SNDAQ sends out a variety of public and private alerts when the TS exceeds a set of preprogrammed thresholds (see the escalation scheme on THIS PAGE). There is a strong seasonal effect observed that produces a tail of high TS values during the austral summer, when the atmosphere is less dense and the muon rate in IceCube increases. We zero out this effect by measuring the muon rate online and de-trending TS in real time to produce a corrected test statistic

\[\mathrm{TS_corr} = \xi_\mathrm{corr}.\]

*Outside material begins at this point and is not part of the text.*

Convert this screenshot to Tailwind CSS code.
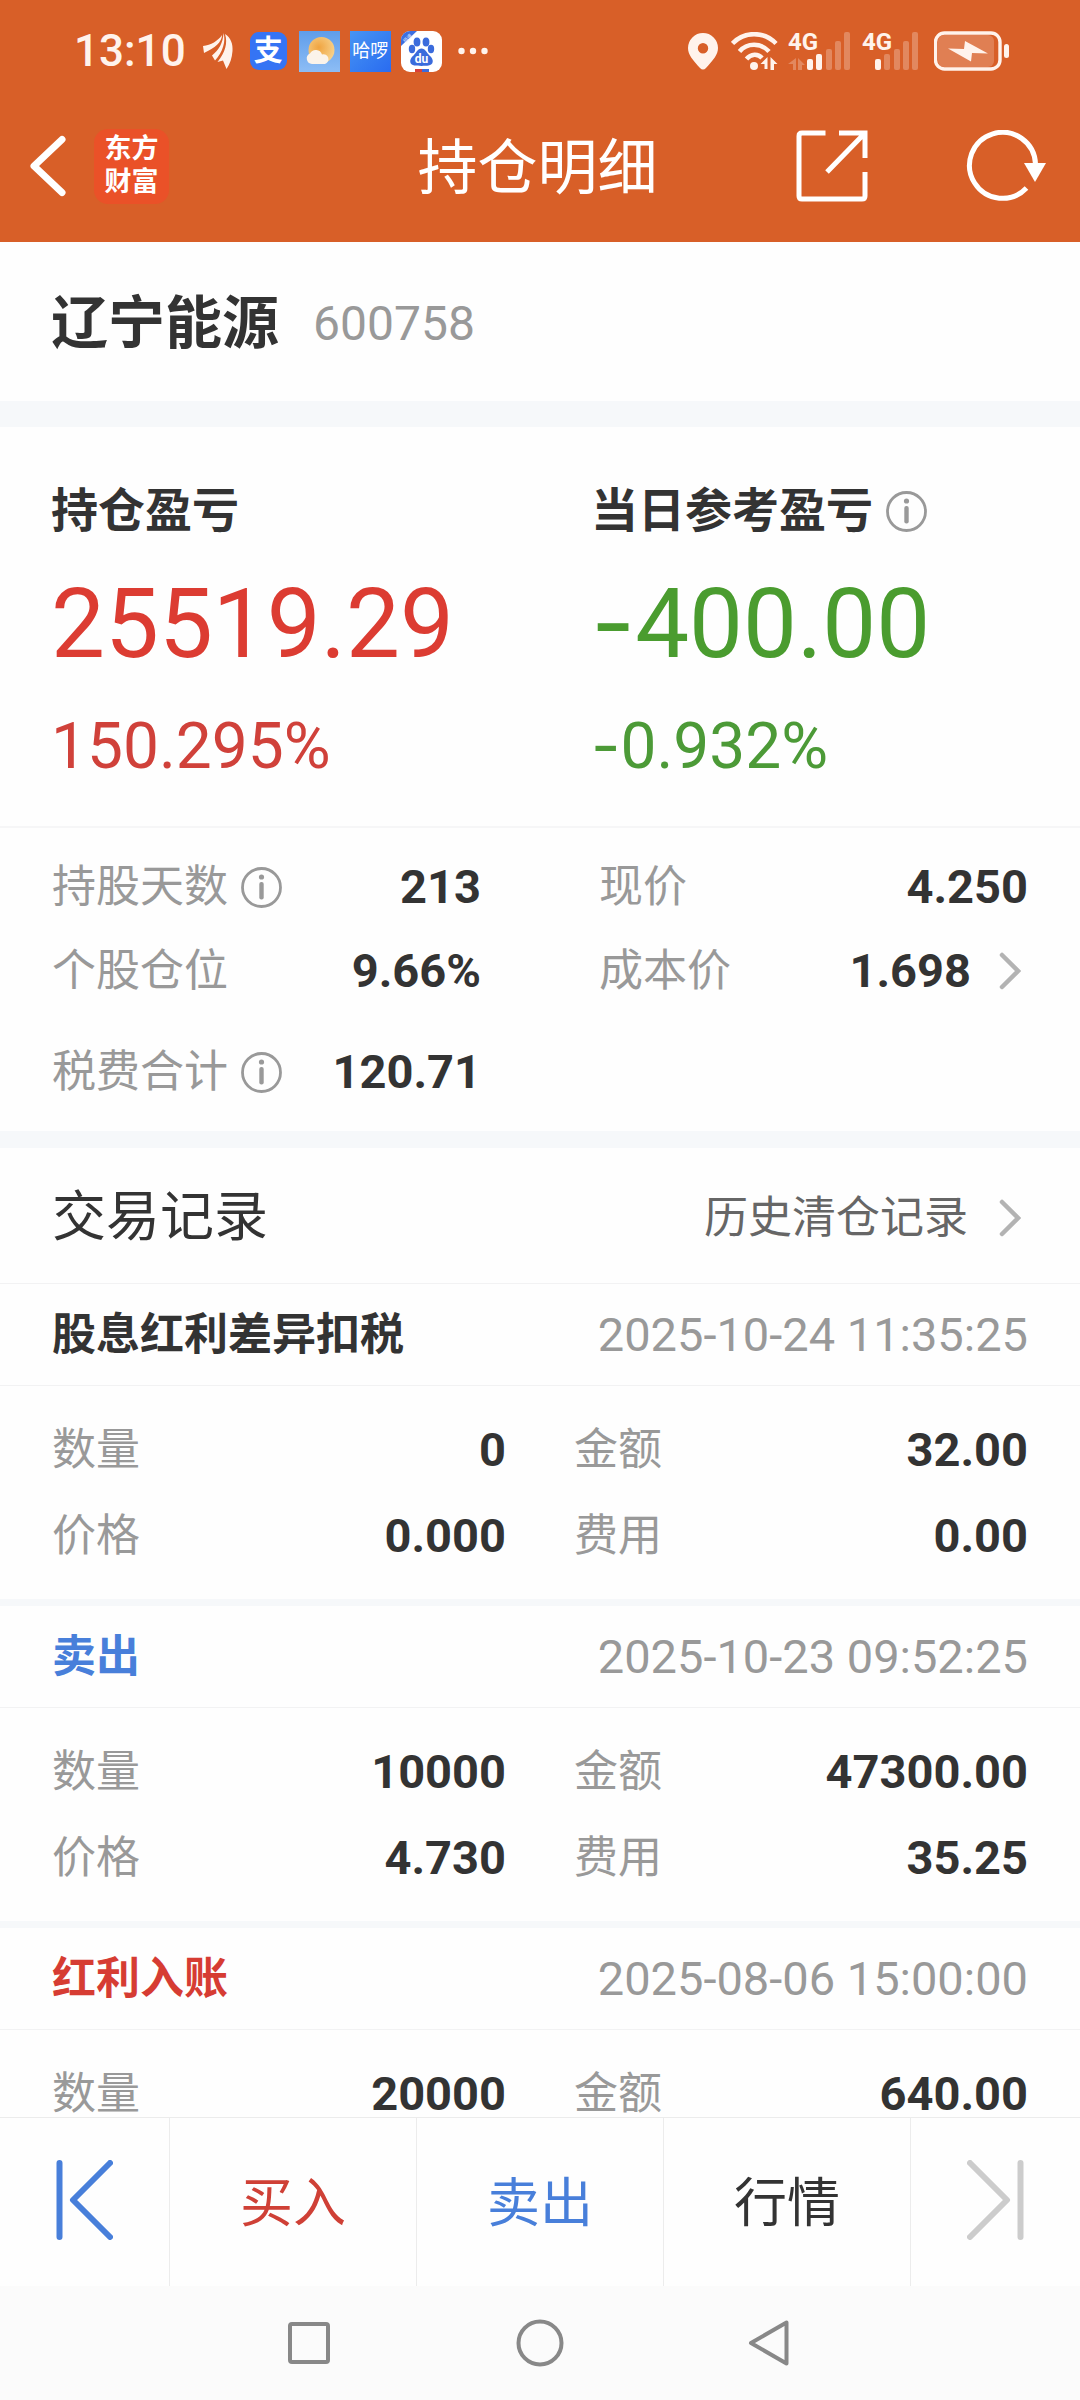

A value of \(\xi_\mathrm{corr}>6\) occurs by chance less than once per year.

_images/sndaq_ts_corr.jpg — Distribution of the muon-rate corrected SNDAQ test statistic in data (gray) and four CCSN models distributed throughout the Milky Way (top) and the Magellanic Clouds (bottom). From Abbasi et al., 2023.

Bayesian Blocks Trigger

An additional calculation based on the Bayesian Blocks algorithm is run in real time on the SNDAQ hit stream. The Bayesian Blocks calculation constructs a piecewise-constant approximation of the hit rate and reports statistically significant changes in the rate. Unlike the SNDAQ likelihood, this calculation is independent of underlying assumptions about particular supernova models. It is not currently used to trigger SNDAQ alerts, but is saved in the SNDAQ output stream.